# Data Wrangling with DataFrames Coding Quiz

Use this Jupyter notebook to find the answers to the quiz in the previous section. There is an answer key in the next part of the lesson.

In [73]:
from pyspark.sql import SparkSession
from pyspark.sql.functions import isnan, count, when, col, desc, udf, col, sort_array, asc, avg
from pyspark.sql.functions import sum as Fsum
from pyspark.sql.window import Window
from pyspark.sql.types import IntegerType

# TODOS: 
# 1) import any other libraries you might need
# 2) instantiate a Spark session 
# 3) read in the data set located at the path "data/sparkify_log_small.json"
# 4) write code to answer the quiz questions 

## Instantiate a Spark session

In [2]:
spark = SparkSession \
    .builder \
    .appName("Data Wrangling with DataFrames Coding Quiz") \
    .getOrCreate()

22/09/19 04:27:09 WARN Utils: Your hostname, Lucianos-MacBook-Air.local resolves to a loopback address: 127.0.0.1; using 192.168.0.191 instead (on interface en0)
22/09/19 04:27:09 WARN Utils: Set SPARK_LOCAL_IP if you need to bind to another address


Setting default log level to "WARN".
To adjust logging level use sc.setLogLevel(newLevel).
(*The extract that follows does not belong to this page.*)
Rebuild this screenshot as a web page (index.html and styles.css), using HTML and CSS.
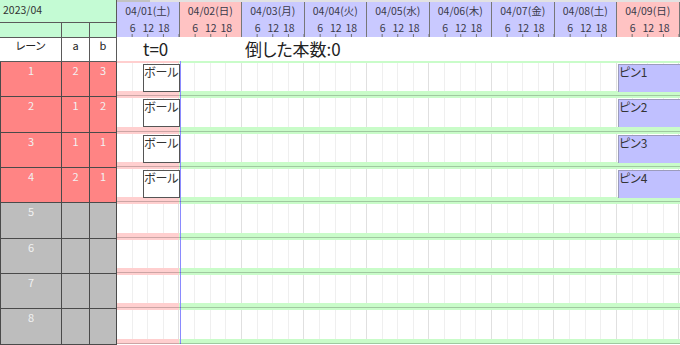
FILE: index.html
```html
<!DOCTYPE html>
<html lang="ja">
<head>
    <meta charset="UTF-8"/>
    <meta name="viewport" content="width=device-width,initial-scale=1.0"/>
    <title>ボウリング シミュレーション</title>
    <link rel="stylesheet" href="styles.css">
</head>
<body>
<div class="sheet">
    <div class="side">
        <div class="month">2023/04</div>
        <div class="row sub">
            <div></div>
            <div></div>
            <div></div>
        </div>
        <div class="row colhead">
            <div>レーン</div>
            <div>a</div>
            <div>b</div>
        </div>
        <div class="row lane active"><div>1</div><div>2</div><div>3</div></div>
        <div class="row lane active"><div>2</div><div>1</div><div>2</div></div>
        <div class="row lane active"><div>3</div><div>1</div><div>1</div></div>
        <div class="row lane active"><div>4</div><div>2</div><div>1</div></div>
        <div class="row lane"><div>5</div><div></div><div></div></div>
        <div class="row lane"><div>6</div><div></div><div></div></div>
        <div class="row lane"><div>7</div><div></div><div></div></div>
        <div class="row lane"><div>8</div><div></div><div></div></div>
    </div>

    <div class="chart">
        <div class="scroll"><span class="thumb"></span></div>
        <div class="days">
            <div class="day"><div class="date">04/01(土)</div><div class="hrs"><span>6</span><span>12</span><span>18</span></div></div>
            <div class="day sun"><div class="date">04/02(日)</div><div class="hrs"><span>6</span><span>12</span><span>18</span></div></div>
            <div class="day"><div class="date">04/03(月)</div><div class="hrs"><span>6</span><span>12</span><span>18</span></div></div>
            <div class="day"><div class="date">04/04(火)</div><div class="hrs"><span>6</span><span>12</span><span>18</span></div></div>
            <div class="day"><div class="date">04/05(水)</div><div class="hrs"><span>6</span><span>12</span><span>18</span></div></div>
            <div class="day"><div class="date">04/06(木)</div><div class="hrs"><span>6</span><span>12</span><span>18</span></div></div>
            <div class="day"><div class="date">04/07(金)</div><div class="hrs"><span>6</span><span>12</span><span>18</span></div></div>
            <div class="day"><div class="date">04/08(土)</div><div class="hrs"><span>6</span><span>12</span><span>18</span></div></div>
            <div class="day sun"><div class="date">04/09(日)</div><div class="hrs"><span>6</span><span>12</span><span>18</span></div></div>
        </div>

        <div class="trow">
            <span class="t">t=0</span>
            <span>倒した本数:0</span>
        </div>

        <div class="track"><div class="ball">ボール</div><div class="pin">ピン1</div></div>
        <div class="track"><div class="ball">ボール</div><div class="pin">ピン2</div></div>
        <div class="track"><div class="ball">ボール</div><div class="pin">ピン3</div></div>
        <div class="track"><div class="ball">ボール</div><div class="pin">ピン4</div></div>
        <div class="track"></div>
        <div class="track"></div>
        <div class="track"></div>
        <div class="track"></div>
    </div>
</div>
</body>
</html>
```

FILE: styles.css
```css
* {
    margin: 0;
    padding: 0;
    box-sizing: border-box
}

body {
    font-family: "Noto Sans CJK JP", "Noto Sans", sans-serif;
    font-feature-settings: "palt";
    color: #333;
    background: #fff;
    overflow: hidden
}

.sheet {
    display: flex;
    width: 680px;
    height: 345px;
    overflow: hidden
}

/* left panel */

.side {
    width: 117px;
    flex: none;
    display: flex;
    flex-direction: column
}

.month {
    height: 23px;
    background: #c4fbd4;
    border-right: 1px solid #5a5a5a;
    border-bottom: 1px solid #5a5a5a;
    font-size: 10.5px;
    line-height: 14px;
    padding: 3px 0 0 3px
}

.row {
    display: grid;
    grid-template-columns: 62px 28px 27px
}

.row > div {
    border-right: 1px solid #5a5a5a;
    border-bottom: 1px solid #5a5a5a;
    text-align: center
}

.sub {
    height: 15px
}

.sub > div {
    background: #c4fbd4
}

.colhead {
    height: 24px;
    font-size: 11px;
    line-height: 14px;
    color: #222
}

.lane {
    height: 35.33px;
    font-size: 11px;
    line-height: 14px;
    color: #f2f2f2
}

.lane > div {
    background: #bdbdbd;
    padding-top: 1px;
    border-color: #4a4a4a
}

.lane > div:first-child {
    border-left: 1px solid #4a4a4a
}

.lane.active > div {
    background: #ff8484
}

/* chart */

.chart {
    flex: 1;
    overflow: hidden;
    display: flex;
    flex-direction: column
}

.scroll {
    height: 2px;
    background: #e2e2e2;
    display: flex
}

.thumb {
    width: 33px;
    background: #c2c2c2
}

.days {
    display: grid;
    grid-template-columns: repeat(9, 62.5px);
    height: 35px;
    border-bottom: 1px solid #9a9a9a
}

.day {
    background: #c9c9ff;
    border-right: 1px solid #777;
    text-align: center;
    color: #3a3a4a
}

.day.sun {
    background: #ffc3c3
}

.date {
    font-size: 10.5px;
    line-height: 16px;
    padding-top: 1px;
    height: 18px
}

.hrs {
    display: flex;
    height: 17px;
    padding: 1px 0 0 7.8px;
    font-size: 10.5px;
    line-height: 14px;
    background: linear-gradient(to right, transparent 14.625px, #6a6a6a 14.625px) left bottom / 15.625px 3px repeat-x
}

.hrs span {
    width: 15.625px;
    flex: none;
    text-align: center
}

.trow {
    height: 24px;
    display: flex;
    align-items: center;
    padding-left: 26px;
    font-size: 17px;
    line-height: 22px;
    color: #222
}

.t {
    width: 102px
}

.track {
    height: 35.33px;
    flex: none;
    display: flex;
    align-items: flex-start;
    padding-top: 3px;
    border-bottom: 1px solid rgba(0, 0, 0, .2);
    background: linear-gradient(to right, transparent 63px, #8a8aff 63px, #8a8aff 64px, transparent 64px),
    linear-gradient(to right, #ffcfcf 62.5px, #c9fcc9 62.5px) left bottom / 100% 5px no-repeat,
    linear-gradient(to right, #ffcfcf 62.5px, #c9fcc9 62.5px) left top / 100% 2px no-repeat,
    repeating-linear-gradient(to right, transparent 0 61.5px, #e0e0e0 61.5px 62.5px),
    repeating-linear-gradient(to right, transparent 0 14.625px, #efefef 14.625px 15.625px),
    #fff;
    background-origin: border-box
}

.ball {
    margin-left: 26px;
    width: 37px;
    height: 28px;
    border: 1px solid #555;
    background: #fff;
    font-size: 12px;
    line-height: 14px;
    color: #333
}

.pin {
    margin-left: auto;
    width: 62px;
    height: 28px;
    background: #c0c0ff;
    border-left: 1px solid #9c9cbc;
    border-top: 1px solid #9c9cbc;
    font-size: 12px;
    line-height: 14px;
    color: #333
}
```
For SparkR, use setLogLevel(newLevel).


22/09/19 04:27:11 WARN NativeCodeLoader: Unable to load native-hadoop library for your platform... using builtin-java classes where applicable
22/09/19 04:27:12 WARN Utils: Service 'SparkUI' could not bind on port 4040. Attempting port 4041.
22/09/19 04:27:12 WARN Utils: Service 'SparkUI' could not bind on port 4041. Attempting port 4042.
22/09/19 04:27:12 WARN Utils: Service 'SparkUI' could not bind on port 4042. Attempting port 4043.


## Read in the data set located at the path "data/sparkify_log_small.json"

In [3]:
df = spark.read.json("data/sparkify_log_small.json")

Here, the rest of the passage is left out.